In the decision in Christchurch City Council v Attorney General & anor [2013] 2447 the High Court dismissed an application by the Christchurch City Council to set aside the decision about the eligibility of claimants to pursue a leaky home claim.  The Court was not satisfied that the DBH had applied an incorrect test as to when the relevant house was built.

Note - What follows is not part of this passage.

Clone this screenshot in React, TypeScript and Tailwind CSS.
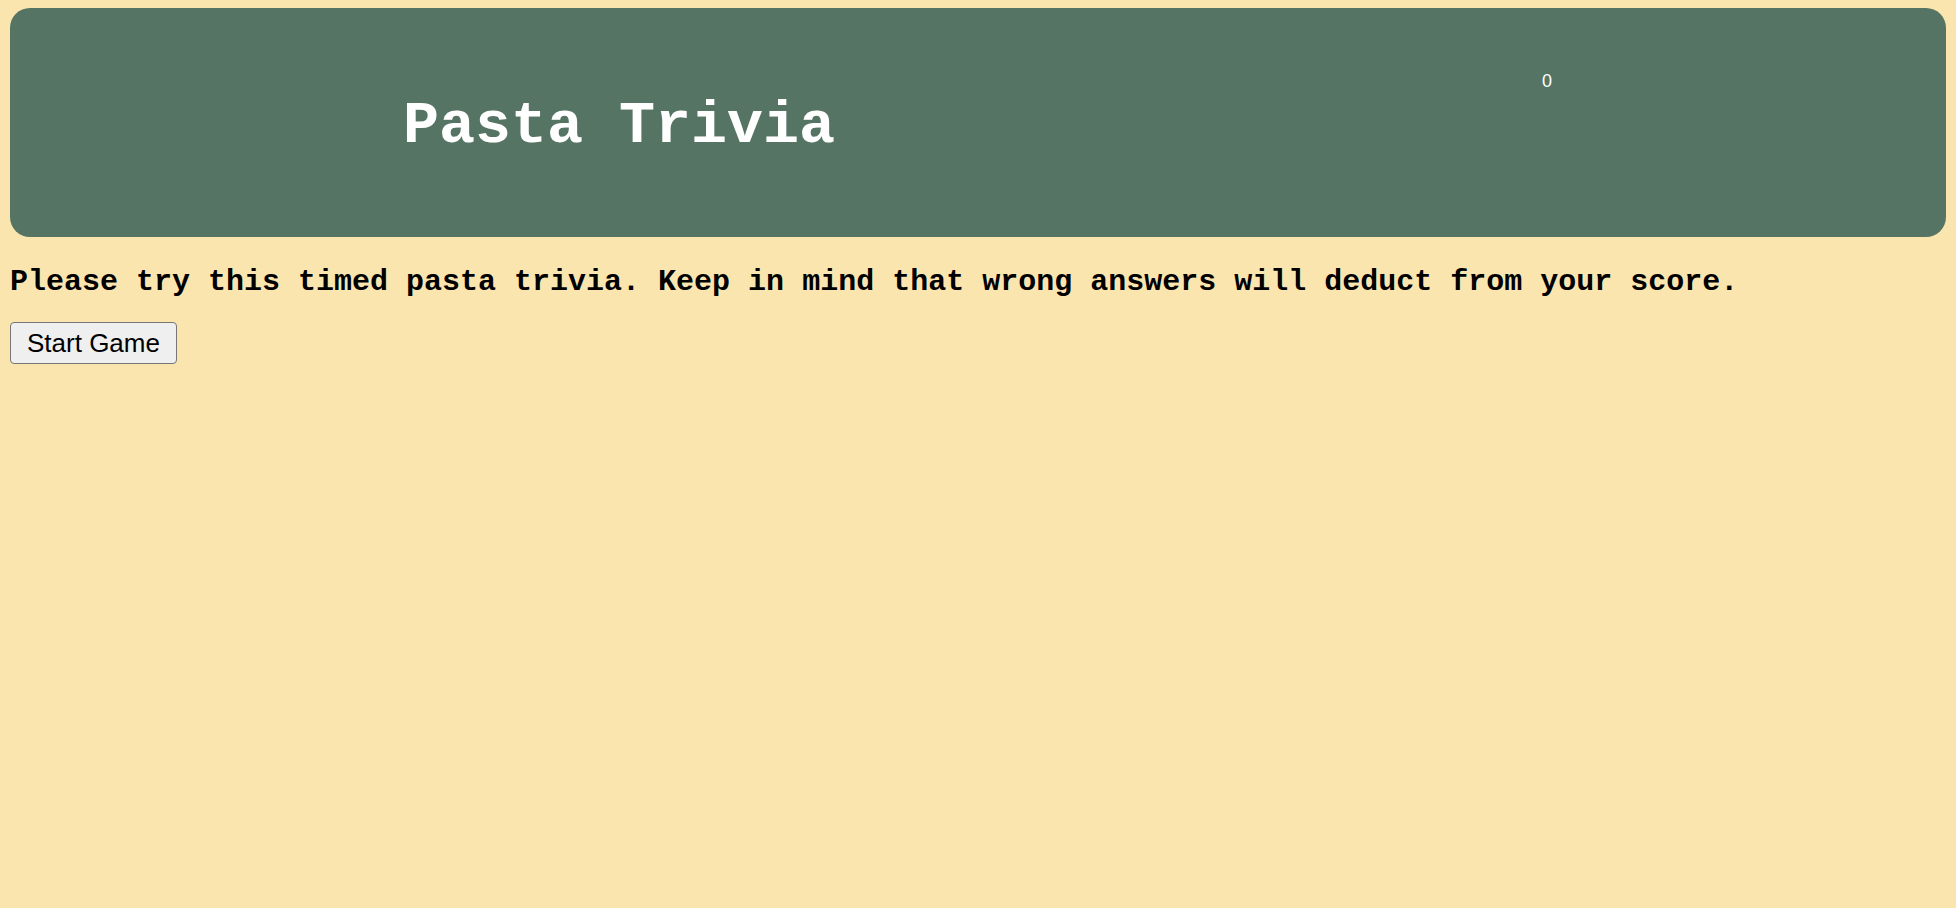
export default function App() {
  return (
    <div className="min-h-screen bg-[#fbe5af] px-[10px] pt-[8px]">
      <header className="flex h-[229px] items-start justify-between rounded-[20px] bg-[#557463] text-white">
        <h1 className="ml-[393px] mt-[84px] font-['Liberation_Mono',monospace] text-[60px] font-bold leading-[68px]">
          Pasta Trivia
        </h1>
        <span className="mr-[394px] mt-[63px] font-['Liberation_Sans',Arial,sans-serif] text-[18px] leading-[21px]">
          0
        </span>
      </header>

      <p className="mt-[28px] font-['Liberation_Mono',monospace] text-[30px] font-bold leading-[34px] text-black">
        Please try this timed pasta trivia. Keep in mind that wrong answers will deduct from your score.
      </p>

      <button className="mt-[23px] rounded-[4px] border border-[#767676] bg-[#efefef] px-[16px] font-['Liberation_Sans',Arial,sans-serif] text-[26px] leading-[40px] text-black">
        Start Game
      </button>
    </div>
  );
}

Recently I conducted a hearing for owners of a leaky home where the defendants had asked the High Court to strike out the claim by reason of delays in service of the court proceedings having affected their ability to cross claim and join third parties.  The defendants alleged that by reason of the expiry of the 10 year limitation period under the Building Act they had been so prejudiced that justice was no longer achievable.  In the decision in McConnel v Matthews & ors [2013] NZHC   1819 Christiansen AJ dismissed the application.  The defendants were unable to show prejudice and that they could not have brought cross claims and joined third parties.  The proceedings were commenced within the 10 year limitation period and served within 12 months of filing.

Apparently EQC is now trying to avoid meeting its liabilities for earthquake damage by trying to identify damage to houses that  allegedly arose from weathertight issues.  Homeowners ought not accept EQC’s version of events and ought to engage a building surveyor to investigate the causes of damage.  If damage is caused by earthquake, EQC is liable.